**Your objective**:
Exactly as written, quote every line that follows, skipping the images.

**Data shown**:
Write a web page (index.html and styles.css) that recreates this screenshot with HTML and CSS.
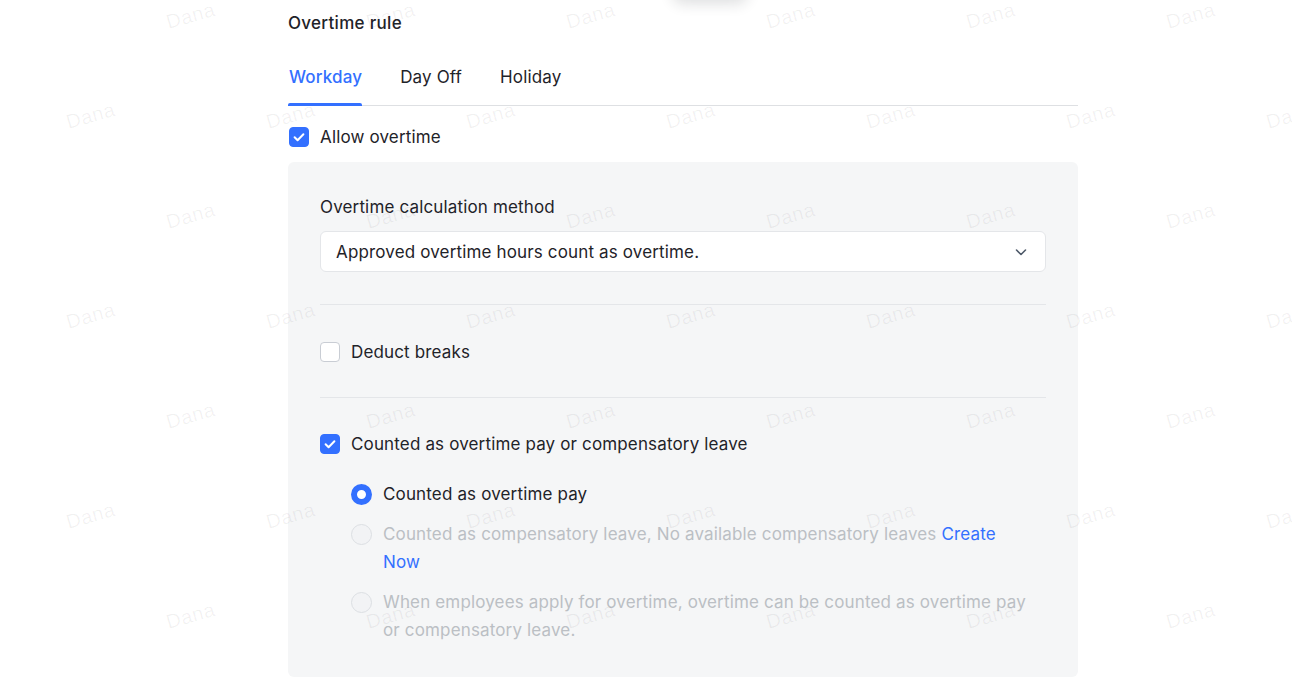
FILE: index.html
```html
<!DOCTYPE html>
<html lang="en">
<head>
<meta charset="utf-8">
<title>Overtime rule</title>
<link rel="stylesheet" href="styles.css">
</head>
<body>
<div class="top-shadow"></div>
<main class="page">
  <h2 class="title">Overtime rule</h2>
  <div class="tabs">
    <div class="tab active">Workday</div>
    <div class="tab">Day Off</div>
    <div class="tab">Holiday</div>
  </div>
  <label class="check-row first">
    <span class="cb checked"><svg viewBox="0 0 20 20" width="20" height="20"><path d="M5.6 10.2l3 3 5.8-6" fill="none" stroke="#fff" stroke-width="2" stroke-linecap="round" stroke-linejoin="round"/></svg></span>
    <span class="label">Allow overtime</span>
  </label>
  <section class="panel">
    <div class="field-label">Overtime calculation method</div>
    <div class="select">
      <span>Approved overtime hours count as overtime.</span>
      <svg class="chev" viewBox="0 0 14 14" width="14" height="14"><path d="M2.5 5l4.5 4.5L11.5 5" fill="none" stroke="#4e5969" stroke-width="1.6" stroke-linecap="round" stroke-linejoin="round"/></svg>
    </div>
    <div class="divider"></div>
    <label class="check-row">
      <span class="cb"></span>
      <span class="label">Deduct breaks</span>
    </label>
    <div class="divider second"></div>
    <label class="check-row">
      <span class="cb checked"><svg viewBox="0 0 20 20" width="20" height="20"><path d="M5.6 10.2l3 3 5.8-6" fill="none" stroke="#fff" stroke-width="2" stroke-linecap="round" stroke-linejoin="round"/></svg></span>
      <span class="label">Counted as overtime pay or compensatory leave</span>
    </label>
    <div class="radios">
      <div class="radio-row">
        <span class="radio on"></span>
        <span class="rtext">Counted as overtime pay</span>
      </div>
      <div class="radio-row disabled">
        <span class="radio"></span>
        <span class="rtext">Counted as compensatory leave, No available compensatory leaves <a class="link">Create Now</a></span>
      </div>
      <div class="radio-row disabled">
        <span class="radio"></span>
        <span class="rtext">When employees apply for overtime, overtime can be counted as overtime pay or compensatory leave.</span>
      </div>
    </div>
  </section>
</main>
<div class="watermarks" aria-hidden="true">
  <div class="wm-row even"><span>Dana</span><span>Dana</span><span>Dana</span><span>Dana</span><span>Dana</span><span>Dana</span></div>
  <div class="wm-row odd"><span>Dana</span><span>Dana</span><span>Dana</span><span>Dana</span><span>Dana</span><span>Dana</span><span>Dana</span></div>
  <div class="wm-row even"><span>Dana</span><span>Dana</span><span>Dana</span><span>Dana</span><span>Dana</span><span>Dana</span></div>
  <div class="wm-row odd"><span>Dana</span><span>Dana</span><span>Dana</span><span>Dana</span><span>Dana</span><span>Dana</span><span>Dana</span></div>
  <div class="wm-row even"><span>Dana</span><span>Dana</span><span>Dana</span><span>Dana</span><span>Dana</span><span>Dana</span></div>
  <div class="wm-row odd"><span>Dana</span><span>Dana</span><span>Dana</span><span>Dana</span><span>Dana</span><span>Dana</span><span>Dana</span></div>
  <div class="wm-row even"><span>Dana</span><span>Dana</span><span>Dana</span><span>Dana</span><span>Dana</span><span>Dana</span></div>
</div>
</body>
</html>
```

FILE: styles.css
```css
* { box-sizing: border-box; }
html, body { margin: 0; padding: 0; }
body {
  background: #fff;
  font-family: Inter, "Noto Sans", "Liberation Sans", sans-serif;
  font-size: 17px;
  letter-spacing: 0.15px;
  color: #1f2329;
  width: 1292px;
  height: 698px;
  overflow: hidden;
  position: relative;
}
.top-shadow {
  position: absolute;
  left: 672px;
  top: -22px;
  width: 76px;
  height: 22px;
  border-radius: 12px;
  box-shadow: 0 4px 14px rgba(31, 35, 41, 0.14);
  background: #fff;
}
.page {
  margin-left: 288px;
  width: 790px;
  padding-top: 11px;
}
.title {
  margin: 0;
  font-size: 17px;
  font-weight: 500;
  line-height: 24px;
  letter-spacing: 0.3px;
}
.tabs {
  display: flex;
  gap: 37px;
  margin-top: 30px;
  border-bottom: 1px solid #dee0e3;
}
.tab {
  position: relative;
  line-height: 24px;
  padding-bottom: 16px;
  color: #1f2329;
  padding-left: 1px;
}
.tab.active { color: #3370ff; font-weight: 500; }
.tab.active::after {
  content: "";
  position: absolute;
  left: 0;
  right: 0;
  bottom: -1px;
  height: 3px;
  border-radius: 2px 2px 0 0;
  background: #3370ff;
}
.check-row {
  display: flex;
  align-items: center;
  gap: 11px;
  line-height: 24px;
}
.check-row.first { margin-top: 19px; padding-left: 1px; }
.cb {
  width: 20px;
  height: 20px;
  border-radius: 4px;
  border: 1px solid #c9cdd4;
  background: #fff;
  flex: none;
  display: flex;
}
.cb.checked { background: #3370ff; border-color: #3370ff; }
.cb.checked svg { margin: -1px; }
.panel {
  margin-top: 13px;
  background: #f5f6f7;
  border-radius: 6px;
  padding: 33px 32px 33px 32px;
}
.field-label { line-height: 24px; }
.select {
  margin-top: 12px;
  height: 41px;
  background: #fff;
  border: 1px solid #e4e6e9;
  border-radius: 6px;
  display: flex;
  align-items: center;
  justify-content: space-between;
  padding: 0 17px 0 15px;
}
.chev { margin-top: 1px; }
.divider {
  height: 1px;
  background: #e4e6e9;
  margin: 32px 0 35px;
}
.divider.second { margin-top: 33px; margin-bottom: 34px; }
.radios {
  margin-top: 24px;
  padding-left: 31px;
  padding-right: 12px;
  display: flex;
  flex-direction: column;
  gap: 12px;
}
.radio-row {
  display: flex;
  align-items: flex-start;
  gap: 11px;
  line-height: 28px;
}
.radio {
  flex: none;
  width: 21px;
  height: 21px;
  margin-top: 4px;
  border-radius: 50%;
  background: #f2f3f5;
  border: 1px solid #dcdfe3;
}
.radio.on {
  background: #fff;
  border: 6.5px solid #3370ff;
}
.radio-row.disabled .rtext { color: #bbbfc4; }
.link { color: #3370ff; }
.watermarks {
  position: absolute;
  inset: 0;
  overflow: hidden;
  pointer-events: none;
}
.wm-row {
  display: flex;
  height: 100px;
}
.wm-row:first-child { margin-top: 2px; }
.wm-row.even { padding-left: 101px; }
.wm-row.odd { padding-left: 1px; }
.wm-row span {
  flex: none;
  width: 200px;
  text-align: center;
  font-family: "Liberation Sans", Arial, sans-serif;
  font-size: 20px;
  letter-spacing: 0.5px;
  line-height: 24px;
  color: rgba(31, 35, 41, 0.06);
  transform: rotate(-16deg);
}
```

**Written answer**:
Write a web page (index.html and styles.css) that recreates this screenshot with HTML and CSS.
FILE: index.html
```html
<!DOCTYPE html>
<html lang="en">
<head>
<meta charset="utf-8">
<title>Overtime rule</title>
<link rel="stylesheet" href="styles.css">
</head>
<body>
<div class="top-shadow"></div>
<main class="page">
  <h2 class="title">Overtime rule</h2>
  <div class="tabs">
    <div class="tab active">Workday</div>
    <div class="tab">Day Off</div>
    <div class="tab">Holiday</div>
  </div>
  <label class="check-row first">
    <span class="cb checked"><svg viewBox="0 0 20 20" width="20" height="20"><path d="M5.6 10.2l3 3 5.8-6" fill="none" stroke="#fff" stroke-width="2" stroke-linecap="round" stroke-linejoin="round"/></svg></span>
    <span class="label">Allow overtime</span>
  </label>
  <section class="panel">
    <div class="field-label">Overtime calculation method</div>
    <div class="select">
      <span>Approved overtime hours count as overtime.</span>
      <svg class="chev" viewBox="0 0 14 14" width="14" height="14"><path d="M2.5 5l4.5 4.5L11.5 5" fill="none" stroke="#4e5969" stroke-width="1.6" stroke-linecap="round" stroke-linejoin="round"/></svg>
    </div>
    <div class="divider"></div>
    <label class="check-row">
      <span class="cb"></span>
      <span class="label">Deduct breaks</span>
    </label>
    <div class="divider second"></div>
    <label class="check-row">
      <span class="cb checked"><svg viewBox="0 0 20 20" width="20" height="20"><path d="M5.6 10.2l3 3 5.8-6" fill="none" stroke="#fff" stroke-width="2" stroke-linecap="round" stroke-linejoin="round"/></svg></span>
      <span class="label">Counted as overtime pay or compensatory leave</span>
    </label>
    <div class="radios">
      <div class="radio-row">
        <span class="radio on"></span>
        <span class="rtext">Counted as overtime pay</span>
      </div>
      <div class="radio-row disabled">
        <span class="radio"></span>
        <span class="rtext">Counted as compensatory leave, No available compensatory leaves <a class="link">Create Now</a></span>
      </div>
      <div class="radio-row disabled">
        <span class="radio"></span>
        <span class="rtext">When employees apply for overtime, overtime can be counted as overtime pay or compensatory leave.</span>
      </div>
    </div>
  </section>
</main>
<div class="watermarks" aria-hidden="true">
  <div class="wm-row even"><span>Dana</span><span>Dana</span><span>Dana</span><span>Dana</span><span>Dana</span><span>Dana</span></div>
  <div class="wm-row odd"><span>Dana</span><span>Dana</span><span>Dana</span><span>Dana</span><span>Dana</span><span>Dana</span><span>Dana</span></div>
  <div class="wm-row even"><span>Dana</span><span>Dana</span><span>Dana</span><span>Dana</span><span>Dana</span><span>Dana</span></div>
  <div class="wm-row odd"><span>Dana</span><span>Dana</span><span>Dana</span><span>Dana</span><span>Dana</span><span>Dana</span><span>Dana</span></div>
  <div class="wm-row even"><span>Dana</span><span>Dana</span><span>Dana</span><span>Dana</span><span>Dana</span><span>Dana</span></div>
  <div class="wm-row odd"><span>Dana</span><span>Dana</span><span>Dana</span><span>Dana</span><span>Dana</span><span>Dana</span><span>Dana</span></div>
  <div class="wm-row even"><span>Dana</span><span>Dana</span><span>Dana</span><span>Dana</span><span>Dana</span><span>Dana</span></div>
</div>
</body>
</html>
```

FILE: styles.css
```css
* { box-sizing: border-box; }
html, body { margin: 0; padding: 0; }
body {
  background: #fff;
  font-family: Inter, "Noto Sans", "Liberation Sans", sans-serif;
  font-size: 17px;
  letter-spacing: 0.15px;
  color: #1f2329;
  width: 1292px;
  height: 698px;
  overflow: hidden;
  position: relative;
}
.top-shadow {
  position: absolute;
  left: 672px;
  top: -22px;
  width: 76px;
  height: 22px;
  border-radius: 12px;
  box-shadow: 0 4px 14px rgba(31, 35, 41, 0.14);
  background: #fff;
}
.page {
  margin-left: 288px;
  width: 790px;
  padding-top: 11px;
}
.title {
  margin: 0;
  font-size: 17px;
  font-weight: 500;
  line-height: 24px;
  letter-spacing: 0.3px;
}
.tabs {
  display: flex;
  gap: 37px;
  margin-top: 30px;
  border-bottom: 1px solid #dee0e3;
}
.tab {
  position: relative;
  line-height: 24px;
  padding-bottom: 16px;
  color: #1f2329;
  padding-left: 1px;
}
.tab.active { color: #3370ff; font-weight: 500; }
.tab.active::after {
  content: "";
  position: absolute;
  left: 0;
  right: 0;
  bottom: -1px;
  height: 3px;
  border-radius: 2px 2px 0 0;
  background: #3370ff;
}
.check-row {
  display: flex;
  align-items: center;
  gap: 11px;
  line-height: 24px;
}
.check-row.first { margin-top: 19px; padding-left: 1px; }
.cb {
  width: 20px;
  height: 20px;
  border-radius: 4px;
  border: 1px solid #c9cdd4;
  background: #fff;
  flex: none;
  display: flex;
}
.cb.checked { background: #3370ff; border-color: #3370ff; }
.cb.checked svg { margin: -1px; }
.panel {
  margin-top: 13px;
  background: #f5f6f7;
  border-radius: 6px;
  padding: 33px 32px 33px 32px;
}
.field-label { line-height: 24px; }
.select {
  margin-top: 12px;
  height: 41px;
  background: #fff;
  border: 1px solid #e4e6e9;
  border-radius: 6px;
  display: flex;
  align-items: center;
  justify-content: space-between;
  padding: 0 17px 0 15px;
}
.chev { margin-top: 1px; }
.divider {
  height: 1px;
  background: #e4e6e9;
  margin: 32px 0 35px;
}
.divider.second { margin-top: 33px; margin-bottom: 34px; }
.radios {
  margin-top: 24px;
  padding-left: 31px;
  padding-right: 12px;
  display: flex;
  flex-direction: column;
  gap: 12px;
}
.radio-row {
  display: flex;
  align-items: flex-start;
  gap: 11px;
  line-height: 28px;
}
.radio {
  flex: none;
  width: 21px;
  height: 21px;
  margin-top: 4px;
  border-radius: 50%;
  background: #f2f3f5;
  border: 1px solid #dcdfe3;
}
.radio.on {
  background: #fff;
  border: 6.5px solid #3370ff;
}
.radio-row.disabled .rtext { color: #bbbfc4; }
.link { color: #3370ff; }
.watermarks {
  position: absolute;
  inset: 0;
  overflow: hidden;
  pointer-events: none;
}
.wm-row {
  display: flex;
  height: 100px;
}
.wm-row:first-child { margin-top: 2px; }
.wm-row.even { padding-left: 101px; }
.wm-row.odd { padding-left: 1px; }
.wm-row span {
  flex: none;
  width: 200px;
  text-align: center;
  font-family: "Liberation Sans", Arial, sans-serif;
  font-size: 20px;
  letter-spacing: 0.5px;
  line-height: 24px;
  color: rgba(31, 35, 41, 0.06);
  transform: rotate(-16deg);
}
```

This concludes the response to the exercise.